━━ Input records

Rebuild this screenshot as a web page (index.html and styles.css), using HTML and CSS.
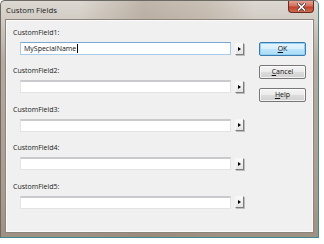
FILE: index.html
```html
<!DOCTYPE html>
<html>
<head>
<meta charset="utf-8">
<link rel="stylesheet" href="styles.css">
</head>
<body>
<div class="window">
  <div class="titlebar">
    <span class="title">Custom Fields</span>
    <span class="close"><svg width="9" height="8" viewBox="0 0 9 8"><path d="M1.5 1 L7.5 7 M7.5 1 L1.5 7" stroke="#3a2a2a" stroke-width="3" stroke-linecap="square"/><path d="M1.5 1 L7.5 7 M7.5 1 L1.5 7" stroke="#fff" stroke-width="1.6" stroke-linecap="square"/></svg></span>
  </div>
  <div class="client">
    <div class="fields">
      <div class="field">
        <div class="label">CustomField1:</div>
        <div class="input-row">
          <div class="input focused">MySpecialName<span class="caret"></span></div>
          <div class="arrow"><span class="tri"></span></div>
        </div>
      </div>
      <div class="field">
        <div class="label">CustomField2:</div>
        <div class="input-row">
          <div class="input"></div>
          <div class="arrow"><span class="tri"></span></div>
        </div>
      </div>
      <div class="field">
        <div class="label">CustomField3:</div>
        <div class="input-row">
          <div class="input"></div>
          <div class="arrow"><span class="tri"></span></div>
        </div>
      </div>
      <div class="field">
        <div class="label">CustomField4:</div>
        <div class="input-row">
          <div class="input"></div>
          <div class="arrow"><span class="tri"></span></div>
        </div>
      </div>
      <div class="field">
        <div class="label">CustomField5:</div>
        <div class="input-row">
          <div class="input"></div>
          <div class="arrow"><span class="tri"></span></div>
        </div>
      </div>
    </div>
    <div class="buttons">
      <div class="btn default"><u>O</u>K</div>
      <div class="btn"><u>C</u>ancel</div>
      <div class="btn"><u>H</u>elp</div>
    </div>
  </div>
</div>
</body>
</html>
```

FILE: styles.css
```css
html, body {
  margin: 0;
  padding: 0;
  background: #ffffff;
}
body {
  font-family: "Open Sans", "DejaVu Sans", sans-serif;
  width: 324px;
  height: 244px;
  overflow: hidden;
}
.window {
  box-sizing: border-box;
  width: 319px;
  height: 238px;
  border: 1px solid;
  border-color: #6d6a66 #3d8a8e #3d8a8e #6d6a66;
  border-radius: 5px 5px 0 0;
  padding: 0 4px 4px 4px;
  display: flex;
  flex-direction: column;
  background:
    linear-gradient(90deg, rgba(210,204,196,0.0) 25%, rgba(150,130,112,0.4) 45%, rgba(160,140,122,0.3) 65%, rgba(210,204,196,0) 80%),
    linear-gradient(180deg, #dcd8d2 0px, #d2ccc4 18px, #b6aa9e 60px, #a99a8b 200px, #9e9082 238px);
}
.titlebar {
  height: 18px;
  display: flex;
  align-items: flex-start;
}
.title {
  font-size: 7.8px;
  line-height: 19px;
  color: #1a1a1a;
  padding-left: 1px;
}
.close {
  margin-left: auto;
  width: 26px;
  height: 12px;
  box-sizing: border-box;
  border: 1px solid #6b2a22;
  border-top: none;
  border-radius: 0 0 4px 4px;
  background: linear-gradient(180deg, #e5a093 0%, #d2705e 45%, #c2402b 55%, #d06a4e 100%);
  display: flex;
  align-items: center;
  justify-content: center;
}
.close svg { display: block; }
.client {
  flex: 1;
  box-sizing: border-box;
  background: #f0f0f0;
  border: 1px solid #8c857d;
  box-shadow: inset 0 0 0 1px #fbfbfb;
  display: flex;
  padding: 7px 0 0 7px;
}
.fields {
  display: flex;
  flex-direction: column;
}
.field {
  margin-bottom: 10.4px;
}
.label {
  font-size: 7px;
  line-height: 11px;
  color: #1a1a1a;
}
.input-row {
  margin-top: 4px;
  padding-left: 7px;
  display: flex;
  align-items: center;
}
.input {
  box-sizing: border-box;
  width: 211px;
  height: 13px;
  background: #ffffff;
  border: 1px solid #e2e3e6;
  border-top: 2px solid #c9cacd;
  font-size: 7px;
  line-height: 10px;
  padding-left: 3px;
  color: #111;
  display: flex;
  align-items: center;
}
.input.focused {
  border-color: #a8cbea;
  border-top: 1px solid #7ca7cf;
}
.caret {
  display: inline-block;
  width: 0;
  height: 9px;
  border-left: 1px solid #000;
  margin-left: 0.5px;
}
.arrow {
  box-sizing: border-box;
  width: 9px;
  height: 12px;
  margin-left: 4px;
  background: linear-gradient(180deg, #fafafa, #e4e4e4);
  border: 1px solid;
  border-color: #f6f6f6 #7d7d7d #7d7d7d #f6f6f6;
  box-shadow: 1px 1px 0 #bdbdbd;
  display: flex;
  align-items: center;
  justify-content: center;
}
.tri {
  width: 0;
  height: 0;
  border-top: 2.5px solid transparent;
  border-bottom: 2.5px solid transparent;
  border-left: 3px solid #000;
}
.buttons {
  margin-left: 15px;
  padding-top: 15px;
  display: flex;
  flex-direction: column;
  gap: 9px;
}
.btn {
  box-sizing: border-box;
  width: 47px;
  height: 14px;
  border: 1px solid #777;
  border-radius: 2px;
  background: linear-gradient(180deg, #f4f4f4 0%, #ebebeb 48%, #dcdcdc 52%, #d0d0d0 100%);
  box-shadow: inset 0 0 0 1px rgba(255,255,255,0.7);
  font-size: 7px;
  line-height: 12px;
  text-align: center;
  color: #111;
}
.btn u {
  text-decoration-thickness: 0.6px;
  text-underline-offset: 1px;
}
.btn.default {
  border-color: #3d7bad;
  background: linear-gradient(180deg, #e8f5fc 0%, #d8eefb 48%, #bde5fb 52%, #a9dcf7 100%);
  box-shadow: inset 0 0 0 1px #8fd2f5;
}
```
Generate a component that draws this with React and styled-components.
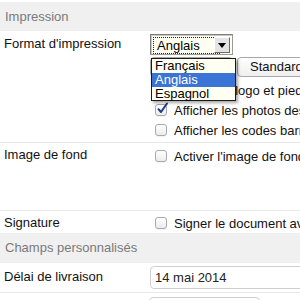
import React from "react";
import styled, { createGlobalStyle } from "styled-components";

const Global = createGlobalStyle`
  html, body { margin: 0; padding: 0; background: #fff; overflow: hidden; }
  body {
    font-family: "Liberation Sans", Arial, Helvetica, sans-serif;
    font-size: 13px;
    color: #1a1a1a;
  }
`;

const Page = styled.div`
  width: 460px;
  padding-top: ${(p) => p.$top}px;
`;

const SectionHeader = styled.div`
  height: ${(p) => p.$h}px;
  line-height: ${(p) => p.$h}px;
  background: #f0f0f0;
  color: #7a7a7a;
  padding-left: 5px;
  white-space: nowrap;
`;

const Row = styled.div`
  display: grid;
  grid-template-columns: 150px 1fr;
  min-height: ${(p) => p.$h}px;
  border-bottom: ${(p) => (p.$noBorder ? "none" : "1px solid #e8e8e8")};
  box-sizing: border-box;
`;

const Label = styled.div`
  padding: ${(p) => p.$pt}px 0 0 4px;
  line-height: 15px;
  white-space: nowrap;
  color: #111;
`;

const Controls = styled.div`
  display: flex;
  flex-direction: column;
  align-items: flex-start;
  padding-top: ${(p) => p.$pt}px;
`;

const SelectWrap = styled.div`
  position: relative;
  margin-left: ${(p) => p.$ml || 0}px;
`;

const SelectBox = styled.div`
  position: relative;
  box-sizing: border-box;
  width: 83px;
  height: ${(p) => p.$h}px;
  background: #fffff2;
  border: 1px solid #9a9a9a;
  border-top-color: #7d7d7d;
  border-left-color: #7d7d7d;
  box-shadow: inset 1px 1px 0 #c8c8c8;
`;

const FocusRect = styled.div`
  position: absolute;
  left: 2px;
  top: 2px;
  width: 62px;
  height: 15px;
  border: 1px dotted #222;
  line-height: 15px;
  padding-left: 3px;
  box-sizing: content-box;
  color: #000;
`;

const ArrowButton = styled.div`
  position: absolute;
  right: 2px;
  top: 2px;
  width: 14px;
  height: 14px;
  background: #e4e4e4;
  border: 1px solid;
  border-color: #fff #6e6e6e #6e6e6e #fff;
  display: flex;
  align-items: center;
  justify-content: center;
`;

const Dropdown = styled.div`
  position: absolute;
  left: 1px;
  top: 24px;
  width: 83px;
  background: #fffff2;
  border: 1px solid #1a1a1a;
  box-shadow: 2px 2px 3px rgba(0, 0, 0, 0.35);
  z-index: 5;
`;

const Option = styled.div`
  height: ${(p) => p.$h}px;
  line-height: ${(p) => p.$h}px;
  padding-left: 3px;
  background: ${(p) => (p.$active ? "#3a74d6" : "transparent")};
  color: ${(p) => (p.$active ? "#fff" : "#000")};
  white-space: nowrap;
`;

const ButtonRow = styled.div`
  display: flex;
  align-items: center;
  gap: 4px;
  margin-top: 2px;
`;

const PlainSelect = styled.div`
  box-sizing: border-box;
  width: 83px;
  height: 20px;
  border: 1px solid #aaa;
  border-radius: 4px;
  background: #fff;
`;

const Button = styled.div`
  box-sizing: border-box;
  height: 20px;
  line-height: 18px;
  padding: 0 12px;
  border: 1px solid #a8a8a8;
  border-radius: 4px;
  background: linear-gradient(#ffffff, #efefef);
  color: #111;
  white-space: nowrap;
`;

const CheckList = styled.div`
  display: flex;
  flex-direction: column;
  margin-top: ${(p) => p.$mt || 0}px;
`;

const CheckRow = styled.div`
  display: flex;
  align-items: center;
  gap: 7px;
  height: 20px;
  padding-left: 5px;
  white-space: nowrap;
  color: #111;
`;

const Box = styled.span`
  position: relative;
  box-sizing: border-box;
  width: 12px;
  height: 12px;
  flex: none;
  border: 1px solid #a9a9a9;
  border-radius: 3px;
  background: linear-gradient(#ffffff, #ececec);
  box-shadow: 0 1px 0 rgba(0, 0, 0, 0.05);
`;

const Tick = styled.svg`
  position: absolute;
  left: 0px;
  top: -3px;
`;

const TextInput = styled.div`
  box-sizing: border-box;
  width: ${(p) => p.$w}px;
  height: 23px;
  margin-left: ${(p) => p.$ml || 0}px;
  line-height: 21px;
  padding-left: 4px;
  border: 1px solid #cfcfcf;
  border-radius: 4px;
  background: #fff;
  color: #222;
  white-space: nowrap;
`;

function Checkbox({ checked, children }) {
  return (
    <CheckRow>
      <Box>
        {checked && (
          <Tick width="13" height="13" viewBox="0 0 13 13">
            <path d="M2.5 7.2 L5 10 L11 1.5" fill="none" stroke="#1e3c8c" strokeWidth="2" strokeLinecap="round" strokeLinejoin="round" />
          </Tick>
        )}
      </Box>
      <span>{children}</span>
    </CheckRow>
  );
}

export default function App() {
  return (
    <>
      <Global />
      <Page $top={2}>
        <SectionHeader $h={29}>Impression</SectionHeader>

        <Row $h={112}>
          <Label $pt={5}>Format d'impression</Label>
          <Controls $pt={3}>
            <SelectWrap>
              <SelectBox $h={21}>
                <FocusRect>Anglais</FocusRect>
                <ArrowButton>
                  <svg width="8" height="5" viewBox="0 0 8 5">
                    <path d="M0 0 H8 L4 5 Z" fill="#000" />
                  </svg>
                </ArrowButton>
              </SelectBox>
              <Dropdown>
                <Option $h={14}>Français</Option>
                <Option $h={14} $active>Anglais</Option>
                <Option $h={13}>Espagnol</Option>
              </Dropdown>
            </SelectWrap>
            <ButtonRow>
              <PlainSelect />
              <Button>Standard</Button>
            </ButtonRow>
            <CheckList $mt={3}>
              <Checkbox>Afficher le logo et pied de page</Checkbox>
              <Checkbox checked>Afficher les photos des articles</Checkbox>
              <Checkbox>Afficher les codes barres</Checkbox>
            </CheckList>
          </Controls>
        </Row>

        <Row $h={68}>
          <Label $pt={4}>Image de fond</Label>
          <Controls $pt={3}>
            <Checkbox>Activer l'image de fond</Checkbox>
          </Controls>
        </Row>

        <Row $h={22} $noBorder>
          <Label $pt={4}>Signature</Label>
          <Controls $pt={2}>
            <Checkbox>Signer le document avec</Checkbox>
          </Controls>
        </Row>

        <SectionHeader $h={30}>Champs personnalisés</SectionHeader>

        <Row $h={30}>
          <Label $pt={6}>Délai de livraison</Label>
          <Controls $pt={3}>
            <TextInput $w={220}>14 mai 2014</TextInput>
          </Controls>
        </Row>

        <Row $h={30}>
          <Label $pt={6}></Label>
          <Controls $pt={4}>
            <TextInput $w={111} $ml={-1}></TextInput>
          </Controls>
        </Row>
      </Page>
    </>
  );
}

━━━━

■ Stated exercise
Filter the entries above down to the lines containing the word "styles".

■ Correct answer
Rebuild this screenshot as a web page (index.html and styles.css), using HTML and CSS.
<link rel="stylesheet" href="styles.css">
FILE: styles.css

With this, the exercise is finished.